## [THE DATA]
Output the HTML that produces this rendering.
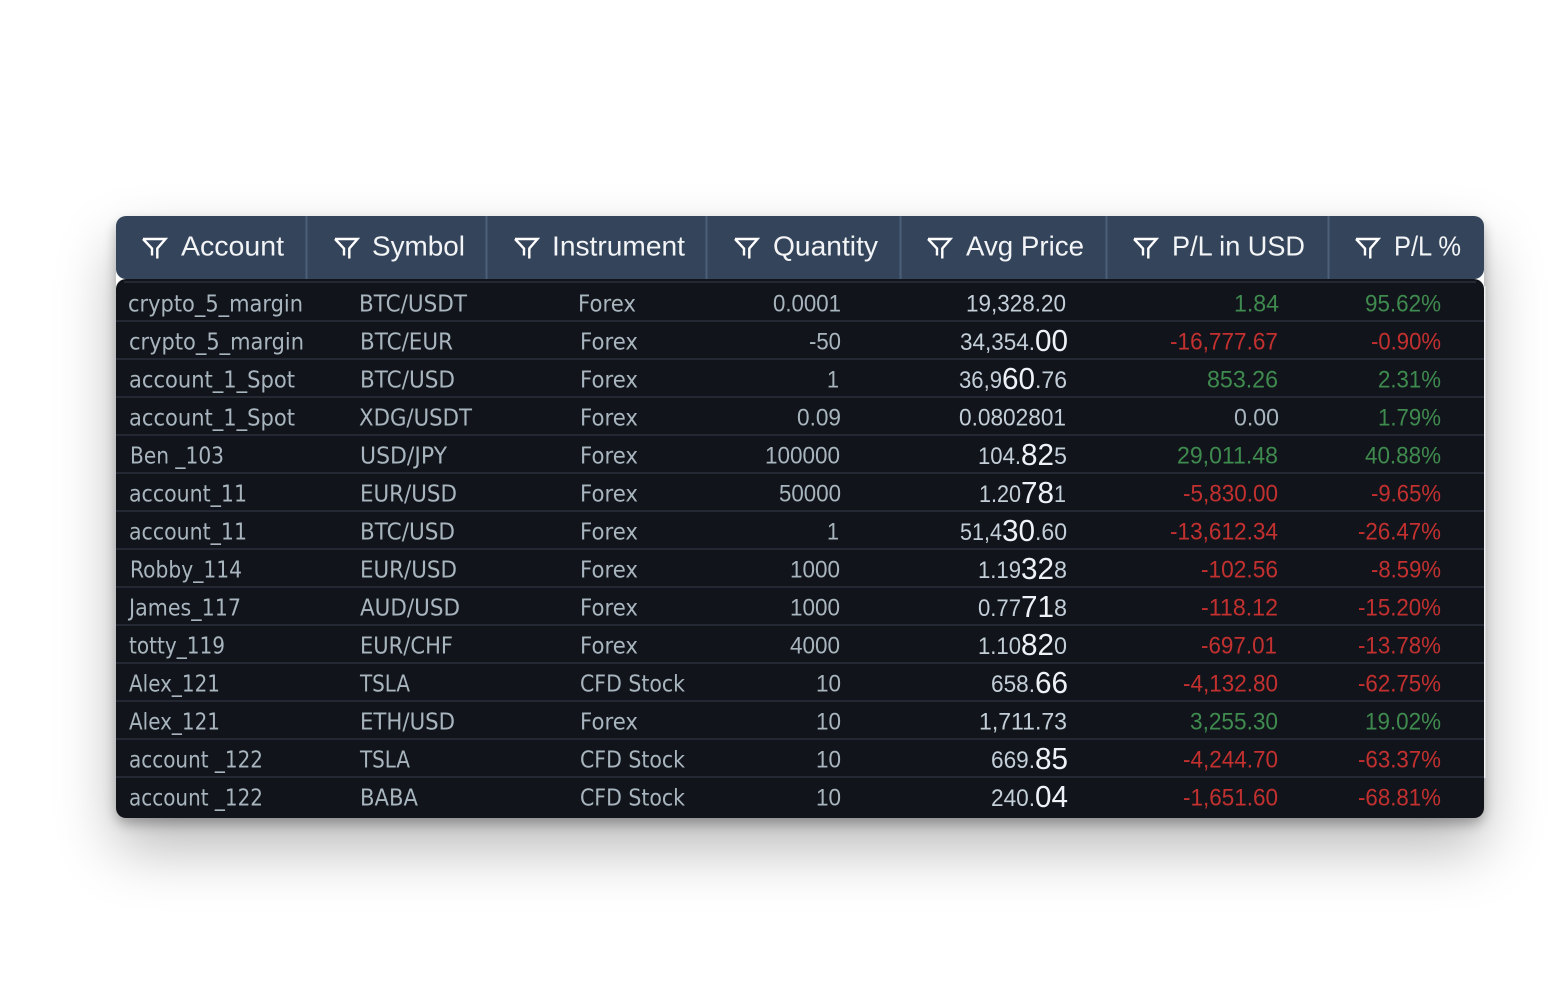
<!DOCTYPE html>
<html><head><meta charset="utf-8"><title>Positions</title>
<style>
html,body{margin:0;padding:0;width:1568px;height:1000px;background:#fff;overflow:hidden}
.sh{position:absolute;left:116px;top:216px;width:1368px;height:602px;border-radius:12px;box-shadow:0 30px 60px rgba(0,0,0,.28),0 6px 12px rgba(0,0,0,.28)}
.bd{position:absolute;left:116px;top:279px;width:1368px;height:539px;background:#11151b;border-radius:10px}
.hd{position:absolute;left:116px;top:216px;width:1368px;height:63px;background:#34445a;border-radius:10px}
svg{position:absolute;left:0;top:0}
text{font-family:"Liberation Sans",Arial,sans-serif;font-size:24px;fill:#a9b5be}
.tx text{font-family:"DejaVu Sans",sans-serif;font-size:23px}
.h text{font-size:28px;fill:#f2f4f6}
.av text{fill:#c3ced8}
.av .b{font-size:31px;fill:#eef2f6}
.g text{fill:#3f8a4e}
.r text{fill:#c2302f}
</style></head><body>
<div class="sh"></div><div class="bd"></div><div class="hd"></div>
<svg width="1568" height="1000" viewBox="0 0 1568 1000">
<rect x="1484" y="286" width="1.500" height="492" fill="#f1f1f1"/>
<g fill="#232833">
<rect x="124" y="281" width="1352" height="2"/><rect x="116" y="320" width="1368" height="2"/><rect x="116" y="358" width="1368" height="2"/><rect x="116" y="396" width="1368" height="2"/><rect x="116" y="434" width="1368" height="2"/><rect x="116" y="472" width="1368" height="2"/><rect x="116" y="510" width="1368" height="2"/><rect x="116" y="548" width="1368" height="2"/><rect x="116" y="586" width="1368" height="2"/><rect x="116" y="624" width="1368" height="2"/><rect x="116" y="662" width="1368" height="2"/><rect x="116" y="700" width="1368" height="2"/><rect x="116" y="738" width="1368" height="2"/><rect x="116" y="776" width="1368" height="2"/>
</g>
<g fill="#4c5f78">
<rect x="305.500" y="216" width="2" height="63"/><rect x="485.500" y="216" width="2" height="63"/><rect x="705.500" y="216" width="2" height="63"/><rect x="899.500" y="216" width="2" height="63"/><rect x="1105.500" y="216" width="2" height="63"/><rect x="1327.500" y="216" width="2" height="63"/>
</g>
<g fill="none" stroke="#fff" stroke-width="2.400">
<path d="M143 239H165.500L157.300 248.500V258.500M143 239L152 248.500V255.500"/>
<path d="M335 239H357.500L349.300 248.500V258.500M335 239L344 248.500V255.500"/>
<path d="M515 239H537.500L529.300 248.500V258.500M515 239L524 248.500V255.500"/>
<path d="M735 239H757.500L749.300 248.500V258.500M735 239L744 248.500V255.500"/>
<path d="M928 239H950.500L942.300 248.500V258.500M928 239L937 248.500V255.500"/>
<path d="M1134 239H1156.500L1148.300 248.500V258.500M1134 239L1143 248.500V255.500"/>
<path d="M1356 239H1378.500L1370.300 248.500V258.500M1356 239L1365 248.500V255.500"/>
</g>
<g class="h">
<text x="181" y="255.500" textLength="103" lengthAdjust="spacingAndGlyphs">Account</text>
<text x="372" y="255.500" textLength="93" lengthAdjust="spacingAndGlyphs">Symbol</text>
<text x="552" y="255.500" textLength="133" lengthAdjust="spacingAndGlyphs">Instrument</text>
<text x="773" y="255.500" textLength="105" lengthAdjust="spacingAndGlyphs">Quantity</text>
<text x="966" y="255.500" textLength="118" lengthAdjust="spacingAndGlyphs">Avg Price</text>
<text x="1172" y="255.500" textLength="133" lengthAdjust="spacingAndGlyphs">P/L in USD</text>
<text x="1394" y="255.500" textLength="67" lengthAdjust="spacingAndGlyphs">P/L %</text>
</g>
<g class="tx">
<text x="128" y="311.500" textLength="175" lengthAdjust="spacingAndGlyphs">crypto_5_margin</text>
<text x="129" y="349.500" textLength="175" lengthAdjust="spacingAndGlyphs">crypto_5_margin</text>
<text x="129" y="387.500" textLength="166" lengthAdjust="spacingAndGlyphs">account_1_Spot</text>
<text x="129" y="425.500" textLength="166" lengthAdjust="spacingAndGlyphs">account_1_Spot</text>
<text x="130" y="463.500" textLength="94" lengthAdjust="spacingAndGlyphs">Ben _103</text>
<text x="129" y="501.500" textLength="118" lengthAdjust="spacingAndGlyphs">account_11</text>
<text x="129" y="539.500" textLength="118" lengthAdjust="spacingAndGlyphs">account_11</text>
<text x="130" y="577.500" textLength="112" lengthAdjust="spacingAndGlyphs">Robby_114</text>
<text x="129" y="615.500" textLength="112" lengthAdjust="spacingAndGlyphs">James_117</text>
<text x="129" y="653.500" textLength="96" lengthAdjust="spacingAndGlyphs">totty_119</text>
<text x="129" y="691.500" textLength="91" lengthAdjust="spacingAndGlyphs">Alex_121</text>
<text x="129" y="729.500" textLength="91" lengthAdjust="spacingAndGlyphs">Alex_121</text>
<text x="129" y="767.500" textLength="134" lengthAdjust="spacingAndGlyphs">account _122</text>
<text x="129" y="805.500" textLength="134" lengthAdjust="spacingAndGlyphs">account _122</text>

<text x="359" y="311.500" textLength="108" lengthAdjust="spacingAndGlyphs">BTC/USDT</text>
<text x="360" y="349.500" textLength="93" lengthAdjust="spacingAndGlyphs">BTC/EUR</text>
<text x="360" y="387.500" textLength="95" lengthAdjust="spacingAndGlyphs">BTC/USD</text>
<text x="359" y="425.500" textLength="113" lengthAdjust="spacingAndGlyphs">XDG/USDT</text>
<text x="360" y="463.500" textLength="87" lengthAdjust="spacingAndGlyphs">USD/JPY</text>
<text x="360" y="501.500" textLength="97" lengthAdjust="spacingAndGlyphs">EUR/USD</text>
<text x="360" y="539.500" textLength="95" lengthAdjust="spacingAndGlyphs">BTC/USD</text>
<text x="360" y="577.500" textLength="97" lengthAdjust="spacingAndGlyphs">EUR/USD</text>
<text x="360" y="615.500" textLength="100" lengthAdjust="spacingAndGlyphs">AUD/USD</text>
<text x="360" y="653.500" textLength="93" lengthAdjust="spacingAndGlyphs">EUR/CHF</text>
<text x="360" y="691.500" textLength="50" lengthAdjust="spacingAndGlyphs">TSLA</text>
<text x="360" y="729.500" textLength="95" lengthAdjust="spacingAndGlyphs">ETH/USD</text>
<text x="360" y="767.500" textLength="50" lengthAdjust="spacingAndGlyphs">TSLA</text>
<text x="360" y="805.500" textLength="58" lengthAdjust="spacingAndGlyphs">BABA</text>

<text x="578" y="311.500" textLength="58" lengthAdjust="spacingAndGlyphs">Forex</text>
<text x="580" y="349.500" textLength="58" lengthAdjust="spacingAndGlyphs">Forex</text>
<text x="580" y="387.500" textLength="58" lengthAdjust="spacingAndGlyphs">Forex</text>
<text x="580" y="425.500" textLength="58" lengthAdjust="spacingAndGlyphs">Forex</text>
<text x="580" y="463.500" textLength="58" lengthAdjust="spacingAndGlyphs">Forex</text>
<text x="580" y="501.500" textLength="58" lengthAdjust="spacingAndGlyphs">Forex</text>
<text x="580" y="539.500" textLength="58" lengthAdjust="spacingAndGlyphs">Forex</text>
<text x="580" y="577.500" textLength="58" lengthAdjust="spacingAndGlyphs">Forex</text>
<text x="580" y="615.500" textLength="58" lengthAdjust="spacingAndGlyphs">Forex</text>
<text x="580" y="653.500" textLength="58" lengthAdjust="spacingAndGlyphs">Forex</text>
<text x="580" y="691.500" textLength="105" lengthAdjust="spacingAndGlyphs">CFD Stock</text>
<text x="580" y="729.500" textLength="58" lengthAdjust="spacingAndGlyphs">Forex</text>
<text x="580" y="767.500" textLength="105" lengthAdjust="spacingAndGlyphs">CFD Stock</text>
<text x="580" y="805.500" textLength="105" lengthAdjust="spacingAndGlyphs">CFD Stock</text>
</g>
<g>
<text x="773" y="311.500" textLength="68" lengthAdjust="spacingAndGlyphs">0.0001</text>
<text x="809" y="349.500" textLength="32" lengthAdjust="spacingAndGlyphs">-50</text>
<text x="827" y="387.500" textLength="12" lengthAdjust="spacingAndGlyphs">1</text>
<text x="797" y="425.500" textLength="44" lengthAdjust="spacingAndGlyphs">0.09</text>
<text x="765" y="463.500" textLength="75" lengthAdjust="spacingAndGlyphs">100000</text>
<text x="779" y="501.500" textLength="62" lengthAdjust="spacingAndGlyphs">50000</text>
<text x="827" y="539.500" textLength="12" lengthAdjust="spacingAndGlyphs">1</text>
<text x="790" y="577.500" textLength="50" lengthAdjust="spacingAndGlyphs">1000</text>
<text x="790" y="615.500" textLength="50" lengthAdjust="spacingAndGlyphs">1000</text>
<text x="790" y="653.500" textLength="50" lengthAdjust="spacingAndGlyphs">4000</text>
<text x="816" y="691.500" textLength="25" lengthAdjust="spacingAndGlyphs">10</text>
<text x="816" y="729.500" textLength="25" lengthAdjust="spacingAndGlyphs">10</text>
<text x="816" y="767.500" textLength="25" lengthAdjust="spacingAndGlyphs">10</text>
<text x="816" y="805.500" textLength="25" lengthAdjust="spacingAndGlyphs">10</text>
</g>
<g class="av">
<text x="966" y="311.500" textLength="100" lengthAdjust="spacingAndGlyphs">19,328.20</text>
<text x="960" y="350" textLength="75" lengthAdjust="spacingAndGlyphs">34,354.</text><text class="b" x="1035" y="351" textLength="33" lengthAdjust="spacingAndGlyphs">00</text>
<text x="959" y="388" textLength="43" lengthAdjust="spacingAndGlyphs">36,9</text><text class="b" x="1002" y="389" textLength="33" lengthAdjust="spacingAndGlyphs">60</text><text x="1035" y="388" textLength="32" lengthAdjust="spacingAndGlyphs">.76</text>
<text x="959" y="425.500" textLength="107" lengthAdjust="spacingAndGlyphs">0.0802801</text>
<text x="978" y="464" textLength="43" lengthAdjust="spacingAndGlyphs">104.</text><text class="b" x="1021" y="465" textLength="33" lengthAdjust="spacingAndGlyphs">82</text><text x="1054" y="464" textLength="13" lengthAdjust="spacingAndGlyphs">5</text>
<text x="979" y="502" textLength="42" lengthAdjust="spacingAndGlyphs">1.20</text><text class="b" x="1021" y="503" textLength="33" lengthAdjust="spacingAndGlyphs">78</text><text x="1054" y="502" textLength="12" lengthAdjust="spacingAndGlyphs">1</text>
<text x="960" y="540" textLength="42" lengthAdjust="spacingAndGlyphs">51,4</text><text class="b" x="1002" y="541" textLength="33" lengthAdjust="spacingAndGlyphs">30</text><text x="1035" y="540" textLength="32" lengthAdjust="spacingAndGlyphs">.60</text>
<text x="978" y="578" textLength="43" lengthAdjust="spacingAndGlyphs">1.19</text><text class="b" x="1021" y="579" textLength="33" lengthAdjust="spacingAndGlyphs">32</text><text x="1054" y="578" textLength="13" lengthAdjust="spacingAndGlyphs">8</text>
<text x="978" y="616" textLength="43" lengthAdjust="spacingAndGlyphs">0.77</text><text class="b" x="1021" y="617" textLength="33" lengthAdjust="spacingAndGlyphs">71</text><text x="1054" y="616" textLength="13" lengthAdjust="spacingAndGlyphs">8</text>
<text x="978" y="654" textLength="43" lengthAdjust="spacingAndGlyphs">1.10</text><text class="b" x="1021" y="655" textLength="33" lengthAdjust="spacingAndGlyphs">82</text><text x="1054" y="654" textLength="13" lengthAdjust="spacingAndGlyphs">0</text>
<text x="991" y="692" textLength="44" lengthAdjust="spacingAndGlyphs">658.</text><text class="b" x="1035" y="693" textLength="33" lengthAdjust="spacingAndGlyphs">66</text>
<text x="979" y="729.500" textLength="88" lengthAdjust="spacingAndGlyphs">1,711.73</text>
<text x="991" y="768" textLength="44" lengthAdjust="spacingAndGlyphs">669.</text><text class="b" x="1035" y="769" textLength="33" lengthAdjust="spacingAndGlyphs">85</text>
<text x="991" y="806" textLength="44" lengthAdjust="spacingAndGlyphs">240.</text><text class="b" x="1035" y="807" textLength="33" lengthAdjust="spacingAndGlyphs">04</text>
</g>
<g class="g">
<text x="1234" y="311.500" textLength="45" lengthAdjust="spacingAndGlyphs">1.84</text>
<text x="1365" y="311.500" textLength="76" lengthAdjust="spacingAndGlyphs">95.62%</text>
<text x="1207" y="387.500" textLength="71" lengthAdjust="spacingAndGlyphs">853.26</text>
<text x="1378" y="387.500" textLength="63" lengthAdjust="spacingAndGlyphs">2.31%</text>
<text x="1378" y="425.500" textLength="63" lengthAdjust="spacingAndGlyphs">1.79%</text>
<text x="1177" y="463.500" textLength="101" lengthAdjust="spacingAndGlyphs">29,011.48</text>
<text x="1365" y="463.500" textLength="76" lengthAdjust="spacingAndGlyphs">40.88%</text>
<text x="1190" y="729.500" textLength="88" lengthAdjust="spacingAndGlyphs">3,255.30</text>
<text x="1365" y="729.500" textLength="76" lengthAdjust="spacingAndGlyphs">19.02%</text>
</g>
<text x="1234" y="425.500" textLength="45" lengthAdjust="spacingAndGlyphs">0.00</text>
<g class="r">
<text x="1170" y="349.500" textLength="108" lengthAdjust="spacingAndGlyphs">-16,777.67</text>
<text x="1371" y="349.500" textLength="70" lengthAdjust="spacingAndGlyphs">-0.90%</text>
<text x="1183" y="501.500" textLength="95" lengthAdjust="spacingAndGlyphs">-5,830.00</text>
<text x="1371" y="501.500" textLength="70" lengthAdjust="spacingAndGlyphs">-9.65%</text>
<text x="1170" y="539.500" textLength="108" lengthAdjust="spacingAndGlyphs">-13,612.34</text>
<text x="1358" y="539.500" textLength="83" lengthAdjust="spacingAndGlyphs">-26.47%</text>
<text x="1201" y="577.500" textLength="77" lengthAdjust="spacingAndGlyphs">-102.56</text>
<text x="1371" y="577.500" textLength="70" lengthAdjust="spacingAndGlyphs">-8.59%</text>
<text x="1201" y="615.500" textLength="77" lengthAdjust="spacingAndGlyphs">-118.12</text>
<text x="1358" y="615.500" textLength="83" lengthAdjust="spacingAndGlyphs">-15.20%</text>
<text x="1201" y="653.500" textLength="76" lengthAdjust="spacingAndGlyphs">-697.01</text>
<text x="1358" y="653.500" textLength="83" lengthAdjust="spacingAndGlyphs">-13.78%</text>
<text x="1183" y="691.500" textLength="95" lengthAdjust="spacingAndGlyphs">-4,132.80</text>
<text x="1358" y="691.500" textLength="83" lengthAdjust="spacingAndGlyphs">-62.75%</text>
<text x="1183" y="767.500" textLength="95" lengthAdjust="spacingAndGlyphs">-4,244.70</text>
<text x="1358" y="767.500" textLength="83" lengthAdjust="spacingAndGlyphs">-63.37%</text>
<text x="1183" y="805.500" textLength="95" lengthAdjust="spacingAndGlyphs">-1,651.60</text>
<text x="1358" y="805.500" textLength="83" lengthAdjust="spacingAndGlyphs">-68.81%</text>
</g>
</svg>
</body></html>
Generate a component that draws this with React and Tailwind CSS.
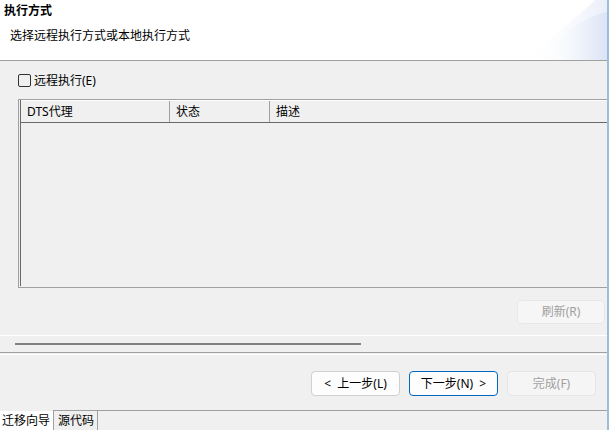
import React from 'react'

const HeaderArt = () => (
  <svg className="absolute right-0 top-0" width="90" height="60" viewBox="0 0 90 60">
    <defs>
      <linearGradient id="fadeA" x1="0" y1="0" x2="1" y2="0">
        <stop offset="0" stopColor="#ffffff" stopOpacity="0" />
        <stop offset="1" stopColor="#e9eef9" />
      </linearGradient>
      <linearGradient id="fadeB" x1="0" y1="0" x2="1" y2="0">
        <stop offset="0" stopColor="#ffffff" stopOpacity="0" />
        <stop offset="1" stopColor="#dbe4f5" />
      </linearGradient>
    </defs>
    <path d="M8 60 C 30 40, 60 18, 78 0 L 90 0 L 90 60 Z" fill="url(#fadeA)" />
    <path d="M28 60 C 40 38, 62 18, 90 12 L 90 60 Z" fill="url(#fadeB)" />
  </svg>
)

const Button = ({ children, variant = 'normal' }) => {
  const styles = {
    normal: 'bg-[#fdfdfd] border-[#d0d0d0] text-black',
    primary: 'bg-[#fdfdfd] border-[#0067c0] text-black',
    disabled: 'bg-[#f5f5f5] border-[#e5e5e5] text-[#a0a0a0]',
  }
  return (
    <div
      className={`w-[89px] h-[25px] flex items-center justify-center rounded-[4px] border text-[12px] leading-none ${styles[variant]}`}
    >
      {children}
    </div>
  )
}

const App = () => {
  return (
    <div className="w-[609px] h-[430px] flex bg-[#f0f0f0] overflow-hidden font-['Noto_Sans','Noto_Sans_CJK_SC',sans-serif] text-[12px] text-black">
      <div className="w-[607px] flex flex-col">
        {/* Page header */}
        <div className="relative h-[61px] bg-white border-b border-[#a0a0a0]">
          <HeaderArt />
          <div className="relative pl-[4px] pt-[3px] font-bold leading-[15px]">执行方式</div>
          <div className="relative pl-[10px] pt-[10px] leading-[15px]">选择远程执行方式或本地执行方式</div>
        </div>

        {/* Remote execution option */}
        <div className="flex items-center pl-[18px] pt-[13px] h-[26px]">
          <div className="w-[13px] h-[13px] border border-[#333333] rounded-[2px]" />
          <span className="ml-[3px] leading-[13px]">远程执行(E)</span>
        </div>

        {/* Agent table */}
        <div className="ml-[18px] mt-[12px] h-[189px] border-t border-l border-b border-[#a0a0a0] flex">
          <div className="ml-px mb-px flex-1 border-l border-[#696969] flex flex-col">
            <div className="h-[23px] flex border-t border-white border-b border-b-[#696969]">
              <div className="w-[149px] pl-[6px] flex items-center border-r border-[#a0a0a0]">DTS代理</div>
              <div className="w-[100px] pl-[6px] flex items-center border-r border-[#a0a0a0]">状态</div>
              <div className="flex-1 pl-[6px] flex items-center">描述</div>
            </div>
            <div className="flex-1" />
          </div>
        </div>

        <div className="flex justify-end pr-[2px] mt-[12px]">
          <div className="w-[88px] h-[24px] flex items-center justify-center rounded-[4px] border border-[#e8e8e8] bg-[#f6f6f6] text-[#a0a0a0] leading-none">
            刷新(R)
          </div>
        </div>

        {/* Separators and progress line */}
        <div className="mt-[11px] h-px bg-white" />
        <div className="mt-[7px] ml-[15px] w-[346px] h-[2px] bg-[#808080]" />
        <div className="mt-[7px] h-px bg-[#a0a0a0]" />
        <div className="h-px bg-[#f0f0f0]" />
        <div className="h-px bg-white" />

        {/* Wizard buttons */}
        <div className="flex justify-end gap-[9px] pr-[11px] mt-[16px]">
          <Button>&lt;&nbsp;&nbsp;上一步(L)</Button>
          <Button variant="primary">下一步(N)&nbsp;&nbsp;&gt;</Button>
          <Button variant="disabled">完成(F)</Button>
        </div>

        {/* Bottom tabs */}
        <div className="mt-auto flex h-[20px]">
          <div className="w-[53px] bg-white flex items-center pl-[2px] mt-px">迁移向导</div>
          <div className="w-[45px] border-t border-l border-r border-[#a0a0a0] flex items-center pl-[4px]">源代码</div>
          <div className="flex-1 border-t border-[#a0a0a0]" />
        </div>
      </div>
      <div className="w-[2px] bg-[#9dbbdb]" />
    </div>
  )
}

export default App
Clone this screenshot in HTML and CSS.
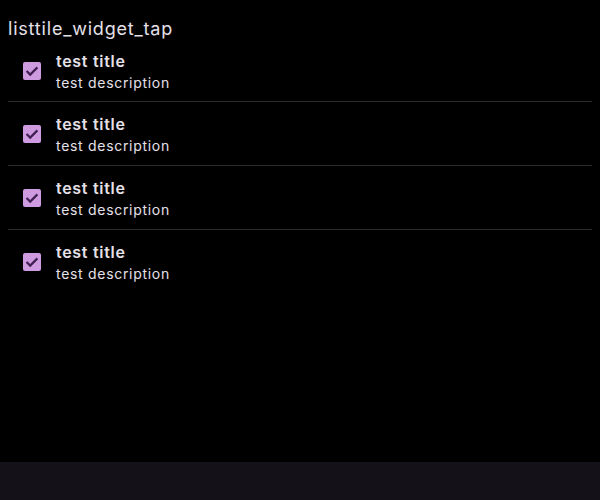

## [GIVEN EXERCISE]
Look above and copy only the lines from the one holding "Generate a component" to the one holding "import React from 'react'", both included, exactly, minus the pictures.

## [SOLUTION]
Generate a component that draws this with React and Tailwind CSS.
import React from 'react'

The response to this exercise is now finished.